A layer for green can also be applied to the vanilla financing landscape. “Sustainability-linked loans work well for a devco/holdco piece, because assets are moving in and out,” said White. “You can put metrics in place to ensure that the sustainability of data centres improves over time.”

Key performance targets on some of the SLLs on which Natixis has been involved include PUE, renewable energy procurement and water consumption. Targets are tailored to reflect the age and mix of assets in the portfolio and, for instance, the renewable energy procurement strategy.

“Operational PUE can be a really good target for KPI monitoring,” said White. “New data centres will be designed to reach a specified PUE. But will it actually do what it's designed to do? Measuring operational PUE against the design can become a really nice metric when you're looking across a portfolio.”

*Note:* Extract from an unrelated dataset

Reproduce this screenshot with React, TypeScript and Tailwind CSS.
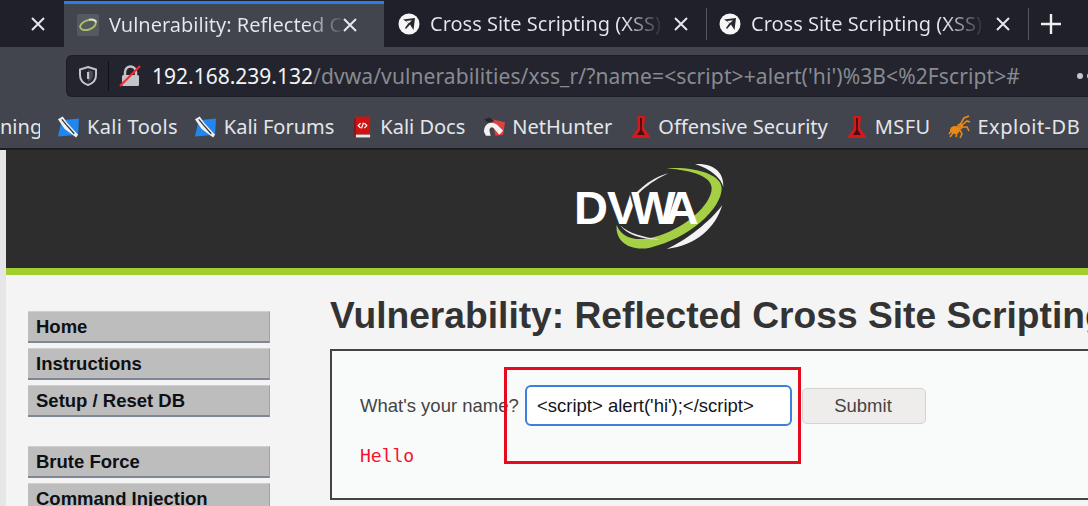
import React from "react";

const X = ({ cls = "" }: { cls?: string }) => (
  <svg viewBox="0 0 16 16" className={"w-[16px] h-[16px] shrink-0 " + cls}>
    <path d="M2 2 L14 14 M14 2 L2 14" stroke="#e6e7ea" strokeWidth="2" />
  </svg>
);

const Plane = () => (
  <svg viewBox="0 0 22 22" className="w-[22px] h-[22px] shrink-0">
    <circle cx="11" cy="11" r="10.5" fill="#f7f7f7" />
    <path d="M5 6.5 L17 5 L15.5 17 L12 11.5 L8 16 L7 15 L10.5 10 Z" fill="#26272d" />
    <path d="M8 8 L14 7.3 L10.8 10.2 Z" fill="#f7f7f7" />
  </svg>
);

const KaliIcon = () => (
  <svg viewBox="0 0 24 24" className="w-[23px] h-[24px] shrink-0">
    <path d="M5 5 L23 3 L22 20 L1 22 Z" fill="#2186ee" />
    <path d="M1 4 L6 1 L11 8 L22 20 L20 23 L8 14 Z" fill="#f1f1f1" />
    <path d="M5 4 L10 10 L18 19" stroke="#33363d" strokeWidth="1.4" fill="none" />
  </svg>
);

const DocsIcon = () => (
  <svg viewBox="0 0 20 24" className="w-[19px] h-[24px] shrink-0">
    <path d="M2 1 H18 V20 H2 Z" fill="#cf1313" />
    <path d="M1 3 H3 V23 H1 Z" fill="#7d1a1a" />
    <path d="M3 20 H18 V23 H3 Z" fill="#e9e9e9" />
    <path d="M8 8 L5.5 10.5 L8 13 M12 8 L14.5 10.5 L12 13 M11 7.5 L9 13.5" stroke="#fff" strokeWidth="1.3" fill="none" />
  </svg>
);

const NetIcon = () => (
  <svg viewBox="0 0 24 24" className="w-[23px] h-[24px] shrink-0">
    <path d="M9 4 L23 7 L21 20 L13 21 Z" fill="#e2403e" />
    <path d="M1 17 C1 8 9 5 15 10 L21 16 L17 20 L11 13 C8 11 6 14 7 17 L8 21 H3 Z" fill="#f2f2f2" />
    <path d="M1 4 L7 2 L12 6 L5 7 Z" fill="#26272c" />
  </svg>
);

const Flask = () => (
  <svg viewBox="0 0 20 24" className="w-[20px] h-[24px] shrink-0">
    <path d="M6 1 H14 L13 13 L20 23 H0 L7 13 Z" fill="#d3191b" />
    <path d="M9 3 H11 L10.8 15 L14 20 H6 L9.2 15 Z" fill="#4a0c10" />
  </svg>
);

const Spider = () => (
  <svg viewBox="0 0 24 24" className="w-[24px] h-[24px] shrink-0" fill="none" stroke="#e68a1c" strokeWidth="1.6">
    <ellipse cx="8" cy="15" rx="5" ry="4" fill="#e68a1c" stroke="none" />
    <circle cx="13" cy="11.5" r="3" fill="#d9801a" stroke="none" />
    <path d="M13 10 L17 3 L22 1 M14 11 L20 6 L23 7 M14 12 L20 12 L22 16 M12 13 L15 19 L13 23 M10 17 L9 22 M7 12 L2 19 M6 18 L3 22" />
  </svg>
);

const Logo = () => (
  <div className="relative w-[160px] h-[95px]">
    <svg viewBox="90 30 480 285" className="absolute inset-0 w-full h-full">
      <path d="M465 42 C515 40 552 60 550 112 C545 85 510 55 465 42 Z" fill="#f4f4f4" />
      <path d="M547 165 C525 235 470 285 380 297 C440 270 510 215 547 165 Z" fill="#f4f4f4" />
      <path d="M380 55 C470 50 545 75 545 115 C545 175 450 265 330 293 C270 305 225 275 230 225 C245 265 290 275 340 262 C430 240 515 165 515 115 C515 80 460 62 380 55 Z" fill="#a5cf45" />
      <path d="M385 70 C330 85 270 130 255 190 C275 140 330 95 385 70 Z" fill="#ececec" />
      <path d="M240 225 C260 255 310 270 360 268 C310 262 265 250 240 225 Z" fill="#ececec" />
    </svg>
    <span className="absolute left-[4px] top-[21px] text-[47px] leading-[54px] font-bold text-white [font-family:'Liberation_Sans',sans-serif]">
      <span className="tracking-[-1px]">D</span>
      <span className="tracking-[-7px]">V</span>
      <span className="tracking-[-11px] [text-shadow:-2px_0_0_#2d2d2d]">W</span>
      <span>A</span>
    </span>
  </div>
);

const Bookmark = ({ icon, label, cls, textCls = "" }: { icon?: React.ReactNode; label: string; cls: string; textCls?: string }) => (
  <div className={"flex items-center shrink-0 " + cls}>
    {icon}
    <span className={"text-[20px] leading-[28px] text-[#e4e6ea] whitespace-nowrap " + textCls}>{label}</span>
  </div>
);

const Nav = ({ label }: { label: string }) => (
  <div className="h-[32px] w-[242px] bg-[#bdbdbd] border-t border-t-[#cfcfcf] border-r border-r-[#9ea3ab] border-b-2 border-b-[#7f8797] pl-[8px] pt-[1px] flex items-center text-[18.5px] font-bold text-[#0d1014]">
    {label}
  </div>
);

export default function App() {
  return (
    <div className="w-[1088px] h-[506px] overflow-hidden bg-[#f4f4f4] [font-family:'Noto_Sans',sans-serif]">
      {/* tab strip */}
      <div className="h-[47px] bg-[#1f2029] flex">
        <div className="w-[64px] shrink-0 flex items-center pl-[30px] pt-[1px]">
          <X />
        </div>
        <div className="w-[320px] shrink-0 bg-[#42454e] border-t-[3px] border-[#2a7de1] mt-[1px] flex items-center pl-[13px] pb-[1px]">
          <div className="w-[22px] h-[22px] bg-[#565a60] rounded-[2px] flex items-center justify-center shrink-0">
            <svg viewBox="0 0 22 22" className="w-[20px] h-[20px]">
              <ellipse cx="11" cy="11" rx="9" ry="5" fill="none" stroke="#a9c468" strokeWidth="2" transform="rotate(-20 11 11)" />
              <path d="M12 5 A9 5 -20 0 1 20 8" stroke="#dfe3dc" strokeWidth="2" fill="none" />
            </svg>
          </div>
          <span className="ml-[10px] w-[234px] overflow-hidden whitespace-nowrap text-[20px] leading-[28px] bg-clip-text text-transparent bg-[linear-gradient(90deg,#e6e8ec_84%,#4a4d56_100%)]">
            Vulnerability: Reflected Cross
          </span>
          <X cls="ml-[-1px]" />
        </div>
        <div className="w-[322px] shrink-0 flex items-center pl-[14px]">
          <Plane />
          <span className="ml-[10px] w-[236px] overflow-hidden whitespace-nowrap text-[20px] leading-[28px] bg-clip-text text-transparent bg-[linear-gradient(90deg,#e6e8ec_82%,#2c2d36_98%)]">
            Cross Site Scripting (XSS) and
          </span>
          <X cls="ml-[7px]" />
        </div>
        <div className="w-px h-[32px] mt-[8px] bg-[#55575f] shrink-0" />
        <div className="w-[321px] shrink-0 flex items-center pl-[12px]">
          <Plane />
          <span className="ml-[10px] w-[236px] overflow-hidden whitespace-nowrap text-[20px] leading-[28px] bg-clip-text text-transparent bg-[linear-gradient(90deg,#e6e8ec_82%,#2c2d36_98%)]">
            Cross Site Scripting (XSS) and
          </span>
          <X cls="ml-[8px]" />
        </div>
        <div className="w-px h-[32px] mt-[8px] bg-[#55575f] shrink-0" />
        <div className="ml-[12px] flex items-center">
          <svg viewBox="0 0 20 20" className="w-[20px] h-[20px]">
            <path d="M10 0 V20 M0 10 H20" stroke="#eceef0" strokeWidth="2.4" />
          </svg>
        </div>
      </div>

      {/* toolbar */}
      <div className="h-[50px] bg-[#42454e] pl-[66px] pt-[8px]">
        <div className="h-[42px] bg-[#23242d] rounded-l-[6px] border border-[#1c1d24] border-r-0 flex items-center pl-[11px] overflow-hidden">
          <svg viewBox="0 0 20 22" className="w-[20px] h-[22px] shrink-0">
            <path d="M10 2 L18 4.5 V10 C18 15 14.5 18.5 10 20 C5.5 18.5 2 15 2 10 V4.5 Z" fill="none" stroke="#c3c4c8" strokeWidth="2" />
            <path d="M10 5 L15 6.5 V10 C15 13 13 15.5 10 17 Z" fill="#c3c4c8" opacity="0.25" />
            <rect x="9" y="7" width="2.2" height="7" fill="#c3c4c8" />
          </svg>
          <div className="w-px h-[30px] bg-[#101117] ml-[10px] shrink-0" />
          <svg viewBox="0 0 22 24" className="w-[22px] h-[24px] ml-[10px] shrink-0">
            <path d="M6 11 V8 A5.5 5.5 0 0 1 17 8 V11" fill="none" stroke="#c3c4c8" strokeWidth="2.4" />
            <rect x="3" y="11" width="17" height="11" rx="1.5" fill="#c3c4c8" />
            <path d="M1 22 L21 2" stroke="#e8303a" strokeWidth="2.2" />
          </svg>
          <span className="ml-[11px] text-[21px] leading-[28px] whitespace-nowrap text-[#f1f3f5]">
            192.168.239.132<span className="text-[#888b92] tracking-[0.1px]">/dvwa/vulnerabilities/xss_r/?name=&lt;script&gt;+alert('hi')%3B&lt;%2Fscript&gt;#</span>
          </span>
          <div className="ml-[57px] flex gap-[4px] shrink-0">
            <div className="w-[6px] h-[6px] rounded-full bg-[#c6c7cb]" />
            <div className="w-[6px] h-[6px] rounded-full bg-[#c6c7cb]" />
          </div>
        </div>
      </div>

      {/* bookmarks */}
      <div className="h-[53px] bg-[#42454e] border-b-2 border-[#1c1c21] flex items-start pt-[16px] overflow-hidden">
        <Bookmark label="ning" cls="" textCls="w-[40px] overflow-hidden" />
        <Bookmark icon={<KaliIcon />} label="Kali Tools" cls="ml-[17px] gap-[7px]" textCls="tracking-[0.3px]" />
        <Bookmark icon={<KaliIcon />} label="Kali Forums" cls="ml-[16px] gap-[7px]" />
        <Bookmark icon={<DocsIcon />} label="Kali Docs" cls="ml-[19px] gap-[8px]" />
        <Bookmark icon={<NetIcon />} label="NetHunter" cls="ml-[18px] gap-[6px]" />
        <Bookmark icon={<Flask />} label="Offensive Security" cls="ml-[19px] gap-[7px]" />
        <Bookmark icon={<Flask />} label="MSFU" cls="ml-[19px] gap-[8px]" textCls="tracking-[0.4px]" />
        <Bookmark icon={<Spider />} label="Exploit-DB" cls="ml-[17px] gap-[6px]" textCls="tracking-[0.5px]" />
      </div>

      {/* page */}
      <div className="flex h-[356px] [font-family:'Liberation_Sans',sans-serif]">
        <div className="w-[6px] shrink-0 bg-[#e6e6e6]" />
        <div className="w-[1082px] shrink-0">
          <div className="h-[118px] bg-[#2d2d2d] pt-[10px] pl-[564px]">
            <Logo />
          </div>
          <div className="h-[7px] bg-[#a3cf2d]" />
          <div className="flex">
            <div className="w-[264px] shrink-0 pl-[22px] pt-[36px]">
              <div className="flex flex-col gap-[5px]">
                <Nav label="Home" />
                <Nav label="Instructions" />
                <Nav label="Setup / Reset DB" />
              </div>
              <div className="flex flex-col gap-[5px] mt-[29px]">
                <Nav label="Brute Force" />
                <Nav label="Command Injection" />
              </div>
            </div>
            <div className="ml-[60px] w-[800px] shrink-0">
              <h1 className="mt-[20px] text-[37.2px] leading-[40px] font-bold text-[#333] whitespace-nowrap">
                Vulnerability: Reflected Cross Site Scripting (XSS)
              </h1>
              <div className="relative mt-[14px] h-[151px] bg-[#f9fafa] border-2 border-[#444] pl-[28px] pt-[34px]">
                <div className="flex items-center">
                  <span className="w-[165px] shrink-0 text-[18.5px] text-[#444] whitespace-nowrap">What's your name?</span>
                  <input
                    readOnly
                    value="<script> alert('hi');</script>"
                    className="w-[267px] h-[41px] bg-white border-2 border-[#3a80dc] rounded-[6px] px-[10px] text-[18.5px] text-[#15161a] outline-none"
                  />
                  <button className="ml-[10px] w-[124px] h-[36px] pr-[2px] bg-[#efedeb] border border-[#d6d3cf] rounded-[5px] text-[18.5px] text-[#444]">
                    Submit
                  </button>
                </div>
                <div className="mt-[18px] text-[18px] leading-[24px] text-[#f5132d] [font-family:'DejaVu_Sans_Mono',monospace]">
                  Hello
                </div>
                <div className="absolute left-[172px] top-[16px] w-[297px] h-[97px] border-[3px] border-[#e60a1e]" />
              </div>
            </div>
          </div>
        </div>
      </div>
    </div>
  );
}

So, for data centre operators with hyperscale tenants and multi tenanted co-locators, finance is currently provided by the bank market through sustainability-linked lending, but when the market reaches the capital markets' term-out stage, then White expects to see more use-of-proceeds green financing in the bond markets.

“Then it will be about identifying those assets that are best in class, that can articulate a strong PUE, that water is managed appropriately, that there is a renewable energy strategy or clean energy strategy in place,” he said. “They’re going to be the key pieces. The ones that can then unlock additional liquidity and differentiation.”

Tapping the capital markets brings in a new range of investors and helps recycle liquidity. “There are a number of Article 8 and 9 investors in Europe that can look at data centres through their infrastructure funds, through a real estate or impact fund lens,” said White. “And if you can bring the green format with the right metrics then that adds another level of participation.”